Work to be completed
Each entry below should be written out exactly as it is, with no pictures.

Dataset extract
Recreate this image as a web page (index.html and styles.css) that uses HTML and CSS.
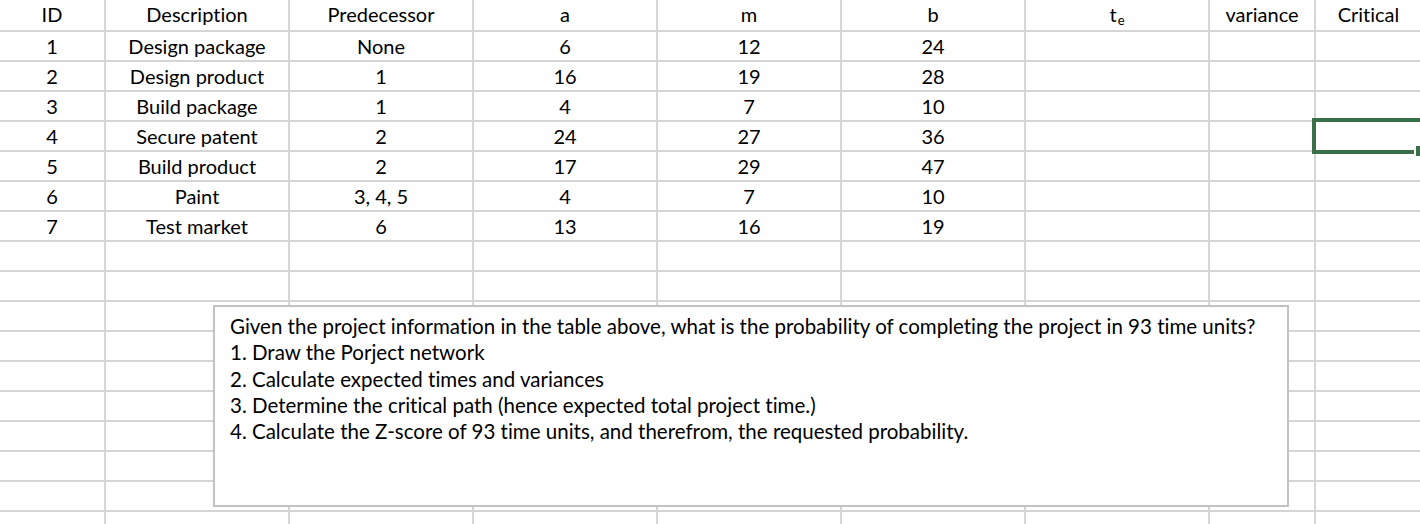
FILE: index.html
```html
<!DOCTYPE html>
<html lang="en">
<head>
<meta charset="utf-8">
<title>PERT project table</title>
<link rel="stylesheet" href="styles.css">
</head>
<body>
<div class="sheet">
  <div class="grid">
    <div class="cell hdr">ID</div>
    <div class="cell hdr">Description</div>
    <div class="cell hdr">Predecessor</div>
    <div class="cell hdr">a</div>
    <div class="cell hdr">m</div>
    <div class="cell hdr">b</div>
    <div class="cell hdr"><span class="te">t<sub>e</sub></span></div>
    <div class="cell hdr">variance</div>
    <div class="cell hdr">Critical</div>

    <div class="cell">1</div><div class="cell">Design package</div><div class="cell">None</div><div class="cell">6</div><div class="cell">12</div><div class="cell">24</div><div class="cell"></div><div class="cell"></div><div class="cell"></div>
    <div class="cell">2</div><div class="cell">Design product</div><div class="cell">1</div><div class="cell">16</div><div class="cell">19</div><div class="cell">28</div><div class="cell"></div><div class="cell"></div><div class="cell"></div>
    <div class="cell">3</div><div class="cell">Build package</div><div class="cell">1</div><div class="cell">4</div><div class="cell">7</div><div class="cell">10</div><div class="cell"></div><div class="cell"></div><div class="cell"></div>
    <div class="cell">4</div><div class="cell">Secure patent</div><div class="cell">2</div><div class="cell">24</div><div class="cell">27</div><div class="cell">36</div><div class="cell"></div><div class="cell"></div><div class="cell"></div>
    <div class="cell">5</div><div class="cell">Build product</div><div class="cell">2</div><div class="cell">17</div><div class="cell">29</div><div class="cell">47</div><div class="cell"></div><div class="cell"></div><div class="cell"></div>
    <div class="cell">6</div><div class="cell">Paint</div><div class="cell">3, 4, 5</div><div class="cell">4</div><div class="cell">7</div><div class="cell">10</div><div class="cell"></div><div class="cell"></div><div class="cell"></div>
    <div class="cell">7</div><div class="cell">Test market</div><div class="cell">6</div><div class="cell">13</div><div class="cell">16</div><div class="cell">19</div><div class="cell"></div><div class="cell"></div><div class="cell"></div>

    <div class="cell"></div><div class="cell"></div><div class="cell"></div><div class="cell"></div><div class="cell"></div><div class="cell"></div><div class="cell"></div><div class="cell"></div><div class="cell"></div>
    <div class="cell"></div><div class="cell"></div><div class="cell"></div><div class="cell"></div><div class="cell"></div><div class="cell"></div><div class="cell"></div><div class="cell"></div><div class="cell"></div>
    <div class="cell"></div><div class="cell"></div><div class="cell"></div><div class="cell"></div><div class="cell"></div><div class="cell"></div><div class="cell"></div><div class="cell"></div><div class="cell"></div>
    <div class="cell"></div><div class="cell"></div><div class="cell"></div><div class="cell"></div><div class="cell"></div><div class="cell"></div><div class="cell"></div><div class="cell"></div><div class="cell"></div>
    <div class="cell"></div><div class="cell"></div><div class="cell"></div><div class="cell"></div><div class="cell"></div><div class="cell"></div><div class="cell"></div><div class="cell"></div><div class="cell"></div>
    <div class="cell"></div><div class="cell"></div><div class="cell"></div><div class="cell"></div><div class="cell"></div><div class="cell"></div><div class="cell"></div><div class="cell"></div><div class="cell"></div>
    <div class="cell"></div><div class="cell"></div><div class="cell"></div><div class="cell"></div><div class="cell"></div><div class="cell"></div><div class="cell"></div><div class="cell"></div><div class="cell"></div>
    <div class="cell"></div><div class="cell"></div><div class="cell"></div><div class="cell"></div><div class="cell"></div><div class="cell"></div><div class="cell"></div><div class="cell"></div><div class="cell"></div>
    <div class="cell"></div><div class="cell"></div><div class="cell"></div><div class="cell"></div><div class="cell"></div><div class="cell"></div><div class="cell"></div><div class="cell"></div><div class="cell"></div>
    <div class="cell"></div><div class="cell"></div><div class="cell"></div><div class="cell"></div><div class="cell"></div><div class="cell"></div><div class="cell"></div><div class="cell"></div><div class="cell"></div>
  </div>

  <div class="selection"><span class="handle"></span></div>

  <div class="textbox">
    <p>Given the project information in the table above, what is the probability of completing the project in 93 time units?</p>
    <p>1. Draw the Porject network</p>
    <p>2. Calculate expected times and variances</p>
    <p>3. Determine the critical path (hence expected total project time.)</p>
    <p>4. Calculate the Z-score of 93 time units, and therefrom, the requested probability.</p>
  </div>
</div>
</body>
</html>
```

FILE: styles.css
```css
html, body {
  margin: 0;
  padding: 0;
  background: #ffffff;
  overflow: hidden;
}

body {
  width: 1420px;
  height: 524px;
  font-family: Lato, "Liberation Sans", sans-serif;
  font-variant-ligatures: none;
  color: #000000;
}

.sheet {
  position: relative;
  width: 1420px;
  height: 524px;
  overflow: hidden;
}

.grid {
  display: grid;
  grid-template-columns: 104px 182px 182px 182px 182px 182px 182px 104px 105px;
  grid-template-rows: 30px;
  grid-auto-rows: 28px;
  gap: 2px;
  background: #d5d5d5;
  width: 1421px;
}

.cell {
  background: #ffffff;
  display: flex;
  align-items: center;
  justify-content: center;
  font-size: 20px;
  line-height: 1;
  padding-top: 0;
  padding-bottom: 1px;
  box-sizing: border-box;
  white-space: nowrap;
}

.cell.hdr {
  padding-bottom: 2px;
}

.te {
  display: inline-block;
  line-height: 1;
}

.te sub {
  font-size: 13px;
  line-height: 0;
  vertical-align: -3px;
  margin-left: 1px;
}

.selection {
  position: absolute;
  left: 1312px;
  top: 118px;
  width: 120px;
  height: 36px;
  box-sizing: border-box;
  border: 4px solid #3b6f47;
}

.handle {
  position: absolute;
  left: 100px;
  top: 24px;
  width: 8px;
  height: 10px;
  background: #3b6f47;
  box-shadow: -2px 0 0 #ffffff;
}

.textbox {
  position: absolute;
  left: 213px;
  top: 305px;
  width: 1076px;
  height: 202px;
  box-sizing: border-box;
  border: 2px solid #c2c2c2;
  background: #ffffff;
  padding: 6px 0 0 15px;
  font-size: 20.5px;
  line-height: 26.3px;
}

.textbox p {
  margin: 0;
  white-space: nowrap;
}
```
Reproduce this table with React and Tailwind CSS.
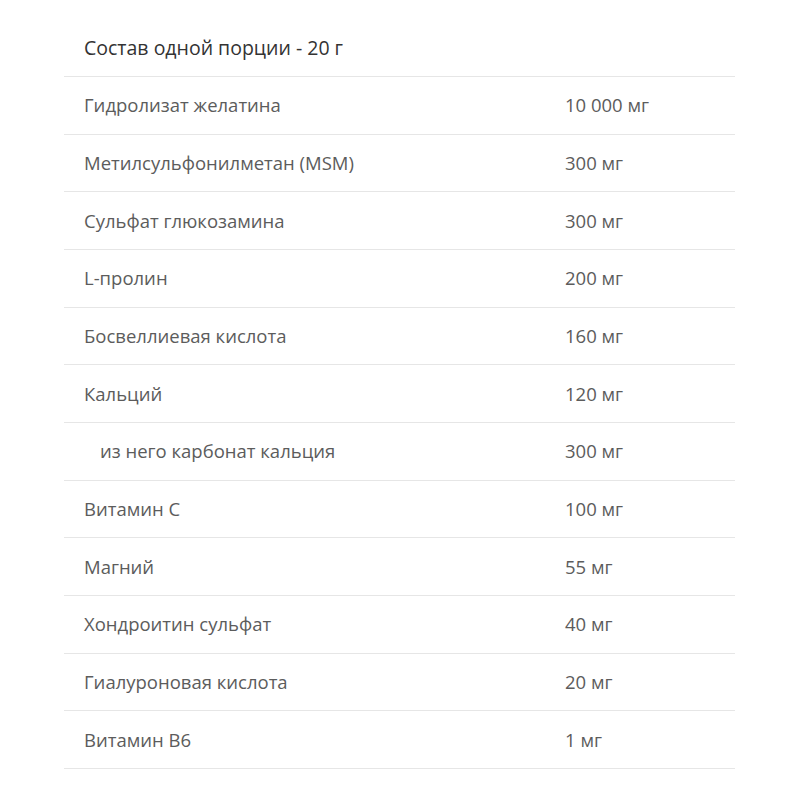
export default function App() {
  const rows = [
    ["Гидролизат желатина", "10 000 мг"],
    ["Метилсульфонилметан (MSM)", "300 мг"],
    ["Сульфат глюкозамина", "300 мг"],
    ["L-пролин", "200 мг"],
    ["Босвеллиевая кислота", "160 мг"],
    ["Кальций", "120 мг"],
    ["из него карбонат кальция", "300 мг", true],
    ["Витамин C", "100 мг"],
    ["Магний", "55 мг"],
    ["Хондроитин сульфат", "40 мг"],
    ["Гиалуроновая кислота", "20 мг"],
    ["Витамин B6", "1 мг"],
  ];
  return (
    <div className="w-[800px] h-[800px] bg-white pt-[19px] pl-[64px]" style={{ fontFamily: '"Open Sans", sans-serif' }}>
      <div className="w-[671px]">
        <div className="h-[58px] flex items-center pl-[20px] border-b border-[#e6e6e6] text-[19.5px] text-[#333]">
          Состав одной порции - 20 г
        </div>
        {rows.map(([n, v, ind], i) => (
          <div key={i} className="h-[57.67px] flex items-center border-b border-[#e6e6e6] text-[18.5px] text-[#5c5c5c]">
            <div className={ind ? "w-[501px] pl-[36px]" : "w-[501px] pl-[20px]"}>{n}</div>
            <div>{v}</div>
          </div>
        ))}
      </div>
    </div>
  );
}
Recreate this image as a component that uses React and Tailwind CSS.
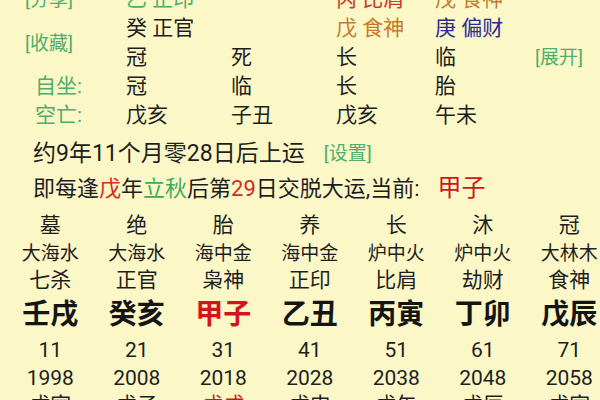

Solution to the problem
Recreate this image as a web page (index.html and styles.css) that uses HTML and CSS.
FILE: index.html
```html
<!DOCTYPE html>
<html lang="en">
<head>
<meta charset="utf-8">
<title>PERT project table</title>
<link rel="stylesheet" href="styles.css">
</head>
<body>
<div class="sheet">
  <div class="grid">
    <div class="cell hdr">ID</div>
    <div class="cell hdr">Description</div>
    <div class="cell hdr">Predecessor</div>
    <div class="cell hdr">a</div>
    <div class="cell hdr">m</div>
    <div class="cell hdr">b</div>
    <div class="cell hdr"><span class="te">t<sub>e</sub></span></div>
    <div class="cell hdr">variance</div>
    <div class="cell hdr">Critical</div>

    <div class="cell">1</div><div class="cell">Design package</div><div class="cell">None</div><div class="cell">6</div><div class="cell">12</div><div class="cell">24</div><div class="cell"></div><div class="cell"></div><div class="cell"></div>
    <div class="cell">2</div><div class="cell">Design product</div><div class="cell">1</div><div class="cell">16</div><div class="cell">19</div><div class="cell">28</div><div class="cell"></div><div class="cell"></div><div class="cell"></div>
    <div class="cell">3</div><div class="cell">Build package</div><div class="cell">1</div><div class="cell">4</div><div class="cell">7</div><div class="cell">10</div><div class="cell"></div><div class="cell"></div><div class="cell"></div>
    <div class="cell">4</div><div class="cell">Secure patent</div><div class="cell">2</div><div class="cell">24</div><div class="cell">27</div><div class="cell">36</div><div class="cell"></div><div class="cell"></div><div class="cell"></div>
    <div class="cell">5</div><div class="cell">Build product</div><div class="cell">2</div><div class="cell">17</div><div class="cell">29</div><div class="cell">47</div><div class="cell"></div><div class="cell"></div><div class="cell"></div>
    <div class="cell">6</div><div class="cell">Paint</div><div class="cell">3, 4, 5</div><div class="cell">4</div><div class="cell">7</div><div class="cell">10</div><div class="cell"></div><div class="cell"></div><div class="cell"></div>
    <div class="cell">7</div><div class="cell">Test market</div><div class="cell">6</div><div class="cell">13</div><div class="cell">16</div><div class="cell">19</div><div class="cell"></div><div class="cell"></div><div class="cell"></div>

    <div class="cell"></div><div class="cell"></div><div class="cell"></div><div class="cell"></div><div class="cell"></div><div class="cell"></div><div class="cell"></div><div class="cell"></div><div class="cell"></div>
    <div class="cell"></div><div class="cell"></div><div class="cell"></div><div class="cell"></div><div class="cell"></div><div class="cell"></div><div class="cell"></div><div class="cell"></div><div class="cell"></div>
    <div class="cell"></div><div class="cell"></div><div class="cell"></div><div class="cell"></div><div class="cell"></div><div class="cell"></div><div class="cell"></div><div class="cell"></div><div class="cell"></div>
    <div class="cell"></div><div class="cell"></div><div class="cell"></div><div class="cell"></div><div class="cell"></div><div class="cell"></div><div class="cell"></div><div class="cell"></div><div class="cell"></div>
    <div class="cell"></div><div class="cell"></div><div class="cell"></div><div class="cell"></div><div class="cell"></div><div class="cell"></div><div class="cell"></div><div class="cell"></div><div class="cell"></div>
    <div class="cell"></div><div class="cell"></div><div class="cell"></div><div class="cell"></div><div class="cell"></div><div class="cell"></div><div class="cell"></div><div class="cell"></div><div class="cell"></div>
    <div class="cell"></div><div class="cell"></div><div class="cell"></div><div class="cell"></div><div class="cell"></div><div class="cell"></div><div class="cell"></div><div class="cell"></div><div class="cell"></div>
    <div class="cell"></div><div class="cell"></div><div class="cell"></div><div class="cell"></div><div class="cell"></div><div class="cell"></div><div class="cell"></div><div class="cell"></div><div class="cell"></div>
    <div class="cell"></div><div class="cell"></div><div class="cell"></div><div class="cell"></div><div class="cell"></div><div class="cell"></div><div class="cell"></div><div class="cell"></div><div class="cell"></div>
    <div class="cell"></div><div class="cell"></div><div class="cell"></div><div class="cell"></div><div class="cell"></div><div class="cell"></div><div class="cell"></div><div class="cell"></div><div class="cell"></div>
  </div>

  <div class="selection"><span class="handle"></span></div>

  <div class="textbox">
    <p>Given the project information in the table above, what is the probability of completing the project in 93 time units?</p>
    <p>1. Draw the Porject network</p>
    <p>2. Calculate expected times and variances</p>
    <p>3. Determine the critical path (hence expected total project time.)</p>
    <p>4. Calculate the Z-score of 93 time units, and therefrom, the requested probability.</p>
  </div>
</div>
</body>
</html>
```

FILE: styles.css
```css
html, body {
  margin: 0;
  padding: 0;
  background: #ffffff;
  overflow: hidden;
}

body {
  width: 1420px;
  height: 524px;
  font-family: Lato, "Liberation Sans", sans-serif;
  font-variant-ligatures: none;
  color: #000000;
}

.sheet {
  position: relative;
  width: 1420px;
  height: 524px;
  overflow: hidden;
}

.grid {
  display: grid;
  grid-template-columns: 104px 182px 182px 182px 182px 182px 182px 104px 105px;
  grid-template-rows: 30px;
  grid-auto-rows: 28px;
  gap: 2px;
  background: #d5d5d5;
  width: 1421px;
}

.cell {
  background: #ffffff;
  display: flex;
  align-items: center;
  justify-content: center;
  font-size: 20px;
  line-height: 1;
  padding-top: 0;
  padding-bottom: 1px;
  box-sizing: border-box;
  white-space: nowrap;
}

.cell.hdr {
  padding-bottom: 2px;
}

.te {
  display: inline-block;
  line-height: 1;
}

.te sub {
  font-size: 13px;
  line-height: 0;
  vertical-align: -3px;
  margin-left: 1px;
}

.selection {
  position: absolute;
  left: 1312px;
  top: 118px;
  width: 120px;
  height: 36px;
  box-sizing: border-box;
  border: 4px solid #3b6f47;
}

.handle {
  position: absolute;
  left: 100px;
  top: 24px;
  width: 8px;
  height: 10px;
  background: #3b6f47;
  box-shadow: -2px 0 0 #ffffff;
}

.textbox {
  position: absolute;
  left: 213px;
  top: 305px;
  width: 1076px;
  height: 202px;
  box-sizing: border-box;
  border: 2px solid #c2c2c2;
  background: #ffffff;
  padding: 6px 0 0 15px;
  font-size: 20.5px;
  line-height: 26.3px;
}

.textbox p {
  margin: 0;
  white-space: nowrap;
}
```
Reproduce this table with React and Tailwind CSS.
export default function App() {
  const rows = [
    ["Гидролизат желатина", "10 000 мг"],
    ["Метилсульфонилметан (MSM)", "300 мг"],
    ["Сульфат глюкозамина", "300 мг"],
    ["L-пролин", "200 мг"],
    ["Босвеллиевая кислота", "160 мг"],
    ["Кальций", "120 мг"],
    ["из него карбонат кальция", "300 мг", true],
    ["Витамин C", "100 мг"],
    ["Магний", "55 мг"],
    ["Хондроитин сульфат", "40 мг"],
    ["Гиалуроновая кислота", "20 мг"],
    ["Витамин B6", "1 мг"],
  ];
  return (
    <div className="w-[800px] h-[800px] bg-white pt-[19px] pl-[64px]" style={{ fontFamily: '"Open Sans", sans-serif' }}>
      <div className="w-[671px]">
        <div className="h-[58px] flex items-center pl-[20px] border-b border-[#e6e6e6] text-[19.5px] text-[#333]">
          Состав одной порции - 20 г
        </div>
        {rows.map(([n, v, ind], i) => (
          <div key={i} className="h-[57.67px] flex items-center border-b border-[#e6e6e6] text-[18.5px] text-[#5c5c5c]">
            <div className={ind ? "w-[501px] pl-[36px]" : "w-[501px] pl-[20px]"}>{n}</div>
            <div>{v}</div>
          </div>
        ))}
      </div>
    </div>
  );
}
Recreate this image as a component that uses React and Tailwind CSS.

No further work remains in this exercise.